A $750,000 pot growing operation was uncovered by Manteca Police Friday morning in a residential neighborhood some four blocks northeast of city hall.
Street Crimes Unit officers led by Sergeant Chris Mraz entered the home in the 300 block of Victory Avenue at about 10 a.m. and arrested Gabriel Juan Lopez on charges of cultivating marijuana and for being armed in the commission of a crime.
Officers said the Manteca man offered no resistance. He was transported to the Manteca jail for questioning before he was transferred to the San Joaquin County Jail later in the afternoon. The Sheriff’s website failed to indicate a bail amount or a date for the man to appear in court in Manteca.

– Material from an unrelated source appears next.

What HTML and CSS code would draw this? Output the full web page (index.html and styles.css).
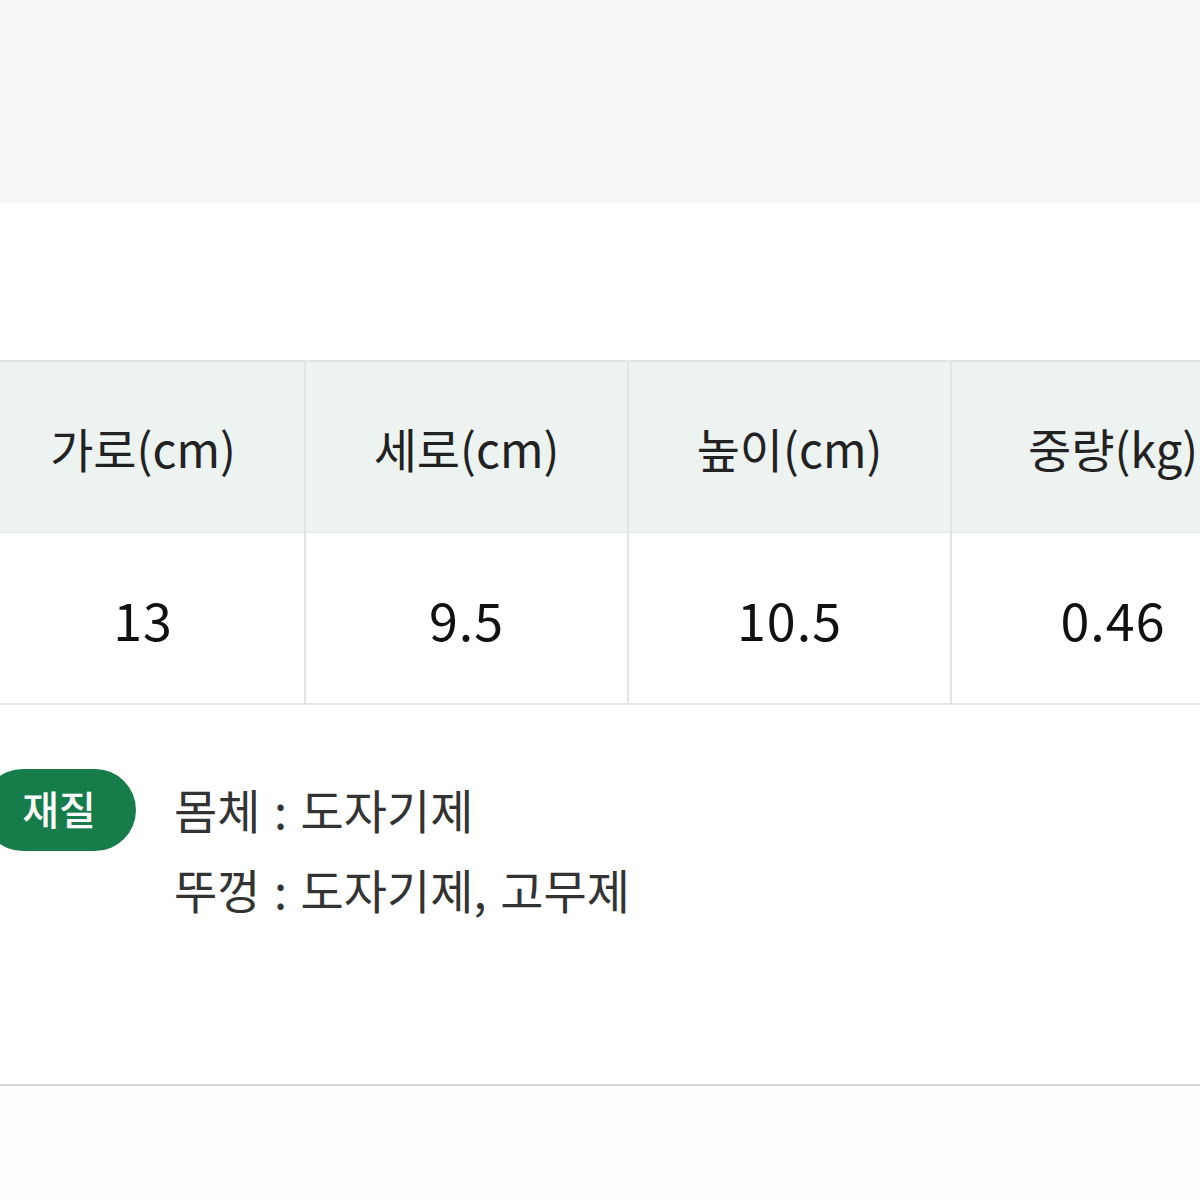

Officers did locate a loaded hand gun, ammunition and shoulder holster in the house. A made-up bed was in the dining room but there was little other indication that anyone was actually living there. A sectional couch and a television was the only other furniture.
Sgt. Mraz said Lopez had rented the two story home last summer and apparently began setting up the nursery operation which included some 250 marijuana plants with 25 high energy sodium grow lamps and an equal number of ballasts. A video camera had been mounted above the front door so that the occupants would be able to see who was approaching the home.
Small black drip irrigation lines ran independently to each pot in the growing operation in the four bedrooms.
Mraz estimated the cost to the utility company by Lopez bypassing the electricity hookup amounted to about $60,000. He said the owner of the property who lives in San Francisco was contacted by the police department.
The grow was located in all four upstairs bedrooms with the lamps hanging by chains from mounts on the ceilings and the plants were placed orderly on elevated platforms. Fans and their related air filters kept the marijuana odor from drifting out into the neighborhood where other residents might have detected that pot was being grown.
The SCU officers spent most of the day taking down the nursery operation and its supporting lighting and exhaust equipment. They used two dumpsters, one for the marijuana plants and the other for the growing equipment.
Two officers could be seen by neighbors throwing the potted plants out the front upstairs bedroom windows into the dumpster below. The scent of marijuana could be detected throughout the close proximity of the grow site as the officers aired out the house.
Street Crime Unit officers were aided in the search by State Parole Agent Paul Richason who often accompanies them on parole searches in Manteca.
The home is south of Alameda Street and east of Union Road in a well-kept neighborhood.